Of course, to develop such a large rocket, a substantial amount of funding will be required. As of August 21st, Arktech says they have received tens of millions of Yuan (again, at least 2.8 million United States Dollars) in an angel funding round. For a launch vehicle of Glacier-1’s size and an engine of complex design like Mammoth-1, a lot more funding will likely be required.
As for the rationale of developing the massive Glacier-1 rocket, team members from Arktech, with the company boasting their Tsinghua University (清华大学)3 credentials, explained that they see enterprises globally currently focusing largely on medium-sized launch vehicles (like Falcon 9 and Zhuque-3), leaving room in the market for larger rockets. With that perceived gap in the market, Arktech designed Glacier-1 as the “ultimate form” of a commercial space launch solution, taking lessons learned from vehicles like SpaceX’s Starship-Super Heavy and developing hardware that their team believes is realistic without needing to pursue a smaller rocket.
Since its angel funding round, the company has begun work on Mammoth-1, completing a pre-combustion chamber fluid atomization test on September 1st. At the time of writing, no testing timelines or a debut flight target have been shared by Arktech.
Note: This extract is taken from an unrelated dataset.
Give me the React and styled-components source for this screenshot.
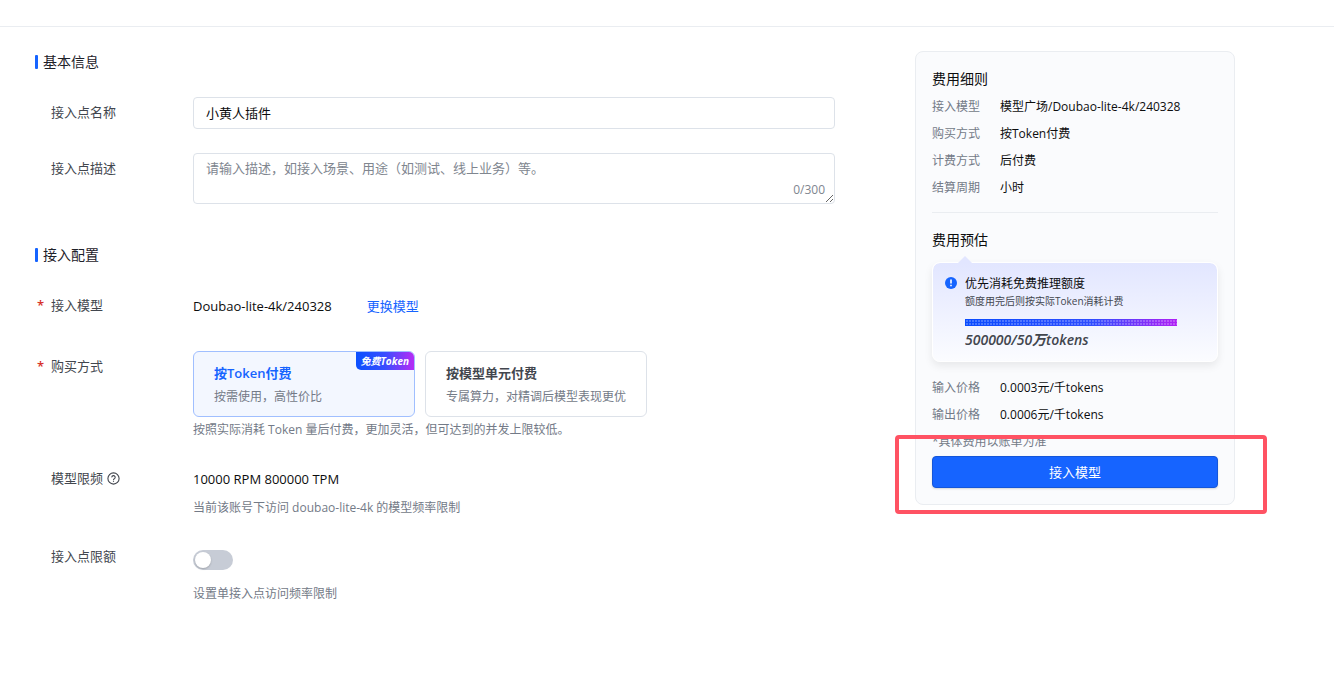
import { useState } from "react";
import styled, { createGlobalStyle, css } from "styled-components";

const GlobalStyle = createGlobalStyle`
  * {
    box-sizing: border-box;
  }

  body {
    margin: 0;
    background: #fff;
    color: #0c0d0e;
    font-family: "Open Sans", "Noto Sans CJK SC", sans-serif;
    font-size: 13px;
    line-height: 22px;
  }

  input,
  textarea,
  button {
    font: inherit;
  }
`

const TopBar = styled.header`
  height: 27px;
  border-bottom: 1px solid #eaedf1;
`

const Page = styled.main`
  display: flex;
  align-items: flex-start;
  gap: 80px;
  padding: 24px 99px 40px 35px;
`

const Form = styled.form`
  flex: 1;
  min-width: 0;
  display: flex;
  flex-direction: column;
  gap: 40px;
`

const SectionTitle = styled.h2`
  display: flex;
  align-items: center;
  gap: 5px;
  margin: 0 0 24px;
  font-size: 14px;
  font-weight: 400;
  color: #1d2129;

  &::before {
    content: "";
    width: 3px;
    height: 14px;
    border-radius: 1px;
    background: #1664ff;
  }
`

const Rows = styled.div`
  display: flex;
  flex-direction: column;
  gap: ${({ $gap }) => $gap}px;
`

const Row = styled.div`
  display: flex;
  align-items: flex-start;
  padding-left: 16px;
`

const labelText = css`
  position: relative;
  display: flex;
  align-items: center;
  gap: 4px;
  flex: 0 0 142px;
  line-height: 30px;
  color: #42464e;
`

const RowLabel = styled.label`
  ${labelText}
`

const RowName = styled.span`
  ${labelText}
`

const Required = styled.span`
  position: absolute;
  left: -14px;
  font-weight: 600;
  color: #d7312a;
`

const Control = styled.div`
  flex: 1;
  min-width: 0;
`

const field = css`
  display: block;
  width: 100%;
  border: 1px solid #dde2e9;
  border-radius: 4px;
  background: #fff;
  color: #0c0d0e;
  outline: none;

  &::placeholder {
    color: #80868f;
    opacity: 1;
  }
`

const TextInput = styled.input`
  ${field}
  height: 32px;
  padding: 0 12px 2px;
`

const AreaWrap = styled.div`
  position: relative;
`

const TextArea = styled.textarea`
  ${field}
  height: 51px;
  padding: 3px 12px;
  resize: vertical;
`

const Counter = styled.span`
  position: absolute;
  right: 10px;
  bottom: 4px;
  font-size: 12px;
  line-height: 20px;
  color: #80868f;
`

const Value = styled.div`
  display: flex;
  gap: 35px;
  min-height: ${({ $height }) => $height}px;
  line-height: 32px;
`

const TextLink = styled.a`
  color: #1664ff;
  text-decoration: none;
`

const Hint = styled.p`
  margin: ${({ $top }) => $top}px 0 0;
  font-size: 12px;
  color: #737a87;
`

const Options = styled.div`
  display: flex;
  flex-wrap: wrap;
  gap: 10px;
`

const Option = styled.label`
  position: relative;
  width: 222px;
  padding: 10px 20px 8px;
  border: 1px solid ${({ $active }) => ($active ? "#a0bfff" : "#dde2e9")};
  border-radius: 6px;
  background: ${({ $active }) => ($active ? "#f3f7ff" : "#fff")};
  cursor: pointer;

  input {
    position: absolute;
    opacity: 0;
  }
`

const OptionTitle = styled.strong`
  display: block;
  font-weight: 600;
  color: ${({ $active }) => ($active ? "#1664ff" : "#42464e")};
`

const OptionText = styled.span`
  display: block;
  margin-top: 2px;
  font-size: 12px;
  color: #737a87;
`

const Badge = styled.span`
  position: absolute;
  top: 0;
  right: 0;
  padding: 0 5px;
  border-radius: 0 5px 0 5px;
  background: linear-gradient(90deg, #0a50ff, #3a4dff 50%, #b62cf5);
  color: #fff;
  font-size: 10px;
  font-style: italic;
  font-weight: 700;
  line-height: 18px;
`

const Switch = styled.input`
  appearance: none;
  display: block;
  width: 40px;
  height: 20px;
  margin: 9px 0 0;
  padding: 2px;
  border-radius: 10px;
  background: ${({ checked }) => (checked ? "#1664ff" : "#c7ccd6")};
  cursor: pointer;

  &::before {
    content: "";
    display: block;
    width: 16px;
    height: 16px;
    margin-left: ${({ checked }) => (checked ? 20 : 0)}px;
    border-radius: 50%;
    background: #fff;
    box-shadow: 0 1px 2px rgba(0, 0, 0, 0.2);
  }
`

const Panel = styled.aside`
  flex: 0 0 320px;
  display: flex;
  flex-direction: column;
  padding: 16px;
  border: 1px solid #eaedf1;
  border-radius: 8px;
  background: #fafbfd;
`

const PanelTitle = styled.h3`
  margin: 0;
  font-size: 14px;
  font-weight: 400;
`

const Details = styled.dl`
  display: grid;
  grid-template-columns: 48px 1fr;
  gap: 7px 20px;
  margin: ${({ $top }) => $top}px 0 0;
  font-size: 12px;
  line-height: 20px;

  dt {
    color: #737a87;
  }

  dd {
    margin: 0;
  }
`

const Divider = styled.hr`
  width: 100%;
  margin: 14px 0 16px;
  border: 0;
  border-top: 1px solid #eaedf1;
`

const Quota = styled.div`
  position: relative;
  display: flex;
  align-items: flex-start;
  gap: 8px;
  margin-top: 11px;
  padding: 11px 40px 11px 12px;
  border: 1px solid #fff;
  border-radius: 8px;
  background: linear-gradient(#e2e6ff, #fbfcff) padding-box;
  box-shadow: 0 4px 8px rgba(0, 0, 0, 0.08);

  &::before {
    content: "";
    position: absolute;
    top: -7px;
    left: 25px;
    border: 7px solid transparent;
    border-top: 0;
    border-bottom-color: #e2e6ff;
  }
`

const QuotaIcon = styled.svg`
  flex: none;
  margin-top: 3px;
`

const QuotaBody = styled.div`
  flex: 1;
  font-size: 12px;
  line-height: 20px;
`

const QuotaNote = styled.div`
  font-size: 10px;
  line-height: 14px;
  color: #42464e;
`

const QuotaBar = styled.div`
  height: 7px;
  margin-top: 11px;
  background:
    radial-gradient(circle at 2px 2px, rgba(255, 255, 255, 0.24) 1px, transparent 1px) 0 0 / 3px 3px,
    linear-gradient(90deg, #0a4cff, #2f4dff 60%, #b020f5);
`

const QuotaCount = styled.div`
  margin-top: 4px;
  font-size: 14px;
  font-style: italic;
  font-weight: 600;
  color: #42464e;
`

const BillNote = styled.p`
  margin: 7px 0 4px;
  font-size: 12px;
  line-height: 20px;
  color: #737a87;
`

const Action = styled.div`
  position: relative;
`

const SubmitButton = styled.button`
  display: block;
  width: 100%;
  height: 32px;
  border: 1px solid #1456d9;
  border-radius: 4px;
  background: #1664ff;
  color: #fff;
  box-shadow: 0 1px 2px rgba(0, 0, 0, 0.15);
  cursor: pointer;
`

const Highlight = styled.div`
  position: absolute;
  inset: -21px -49px -26px -37px;
  border: 4px solid #ff5263;
  border-radius: 4px;
  pointer-events: none;
`

const HelpIcon = () => (
    <svg width="13" height="13" viewBox="0 0 13 13" fill="none" stroke="#42464e" strokeWidth="1.1">
        <circle cx="6.5" cy="6.5" r="5.6"/>
        <path d="M4.8 5.4a1.7 1.7 0 1 1 2.5 1.4c-.6.3-.8.6-.8 1.1"/>
        <path d="M6.5 8.7v1.1"/>
    </svg>
)

const options = [
    {
        id: "token",
        title: "按Token付费",
        text: "按需使用，高性价比",
        badge: "免费Token",
    },
    {
        id: "unit",
        title: "按模型单元付费",
        text: "专属算力，对精调后模型表现更优",
    },
]

const details = [
    ["接入模型", "模型广场/Doubao-lite-4k/240328"],
    ["购买方式", "按Token付费"],
    ["计费方式", "后付费"],
    ["结算周期", "小时"],
]

const prices = [
    ["输入价格", "0.0003元/千tokens"],
    ["输出价格", "0.0006元/千tokens"],
]

const DetailList = ({ items, top }) => (
    <Details $top={top}>
        {items.map(([name, value]) => [
            <dt key={name}>{name}</dt>,
            <dd key={value}>{value}</dd>,
        ])}
    </Details>
)

const App = () => {
    const [name, setName] = useState("小黄人插件")
    const [description, setDescription] = useState("")
    const [payment, setPayment] = useState("token")
    const [limited, setLimited] = useState(false)

    return (
        <>
            <GlobalStyle/>
            <TopBar/>
            <Page>
                <Form id="endpoint" onSubmit={(e) => e.preventDefault()}>
                    <section>
                        <SectionTitle>基本信息</SectionTitle>
                        <Rows $gap={24}>
                            <Row>
                                <RowLabel htmlFor="name">接入点名称</RowLabel>
                                <Control>
                                    <TextInput id="name" value={name} onChange={(e) => setName(e.target.value)}/>
                                </Control>
                            </Row>
                            <Row>
                                <RowLabel htmlFor="description">接入点描述</RowLabel>
                                <Control>
                                    <AreaWrap>
                                        <TextArea
                                            id="description"
                                            maxLength={300}
                                            placeholder="请输入描述，如接入场景、用途（如测试、线上业务）等。"
                                            value={description}
                                            onChange={(e) => setDescription(e.target.value)}
                                        />
                                        <Counter>{description.length}/300</Counter>
                                    </AreaWrap>
                                </Control>
                            </Row>
                        </Rows>
                    </section>

                    <section>
                        <SectionTitle>接入配置</SectionTitle>
                        <Rows $gap={22}>
                            <Row>
                                <RowName><Required>*</Required>接入模型</RowName>
                                <Control>
                                    <Value $height={39}>
                                        <span>Doubao-lite-4k/240328</span>
                                        <TextLink href="#model">更换模型</TextLink>
                                    </Value>
                                </Control>
                            </Row>
                            <Row>
                                <RowName id="payment"><Required>*</Required>购买方式</RowName>
                                <Control>
                                    <Options role="radiogroup" aria-labelledby="payment">
                                        {options.map((option) => (
                                            <Option key={option.id} $active={payment === option.id}>
                                                <input
                                                    type="radio"
                                                    name="payment"
                                                    checked={payment === option.id}
                                                    onChange={() => setPayment(option.id)}
                                                />
                                                <OptionTitle $active={payment === option.id}>{option.title}</OptionTitle>
                                                <OptionText>{option.text}</OptionText>
                                                {option.badge && <Badge>{option.badge}</Badge>}
                                            </Option>
                                        ))}
                                    </Options>
                                    <Hint $top={2}>按照实际消耗 Token 量后付费，更加灵活，但可达到的并发上限较低。</Hint>
                                </Control>
                            </Row>
                            <Row>
                                <RowName>模型限频<HelpIcon/></RowName>
                                <Control>
                                    <Value $height={32}>10000 RPM 800000 TPM</Value>
                                    <Hint $top={2}>当前该账号下访问 doubao-lite-4k 的模型频率限制</Hint>
                                </Control>
                            </Row>
                            <Row>
                                <RowLabel htmlFor="limit">接入点限额</RowLabel>
                                <Control>
                                    <Switch
                                        id="limit"
                                        type="checkbox"
                                        role="switch"
                                        checked={limited}
                                        onChange={(e) => setLimited(e.target.checked)}
                                    />
                                    <Hint $top={13}>设置单接入点访问频率限制</Hint>
                                </Control>
                            </Row>
                        </Rows>
                    </section>
                </Form>

                <Panel>
                    <PanelTitle>费用细则</PanelTitle>
                    <DetailList items={details} top={7}/>
                    <Divider/>
                    <PanelTitle>费用预估</PanelTitle>
                    <Quota>
                        <QuotaIcon width="12" height="12" viewBox="0 0 12 12">
                            <circle cx="6" cy="6" r="6" fill="#1664ff"/>
                            <path d="M6 2.6v4M6 7.8v1.5" stroke="#fff" strokeWidth="1.6"/>
                        </QuotaIcon>
                        <QuotaBody>
                            优先消耗免费推理额度
                            <QuotaNote>额度用完后则按实际Token消耗计费</QuotaNote>
                            <QuotaBar/>
                            <QuotaCount>500000/50万tokens</QuotaCount>
                        </QuotaBody>
                    </Quota>
                    <DetailList items={prices} top={16}/>
                    <BillNote>*具体费用以账单为准</BillNote>
                    <Action>
                        <SubmitButton type="submit" form="endpoint">接入模型</SubmitButton>
                        <Highlight/>
                    </Action>
                </Panel>
            </Page>
        </>
    )
}

export default App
Welight and Arkspace are the newest companies to join China’s increasingly crowded market of in-development reusable rockets, with both having to pursue something less developed by others to garner investor funding and possible customers. Other recent companies to do so as well are Nayuta Space (千亿航天) with its plans for bellyflopping first-stage boosters and Cosmoleap (大航跃迁), planning to catch boosters with recovery towers placed downrange of the launch site. The two new companies are also loosely following LandSpace Chief Executive Officer Zhang Changwu’s (张昌武) vision of a proliferation of full-flow staged-combustion engines to power reusable launch vehicles.
This would be assuming 20 million Yuan.
Where the engine on the second-stage lights during the last moments of first-stage powered ascent to ensure minimal losses in speed while heading into orbit.
China’s top university, based in Beijing.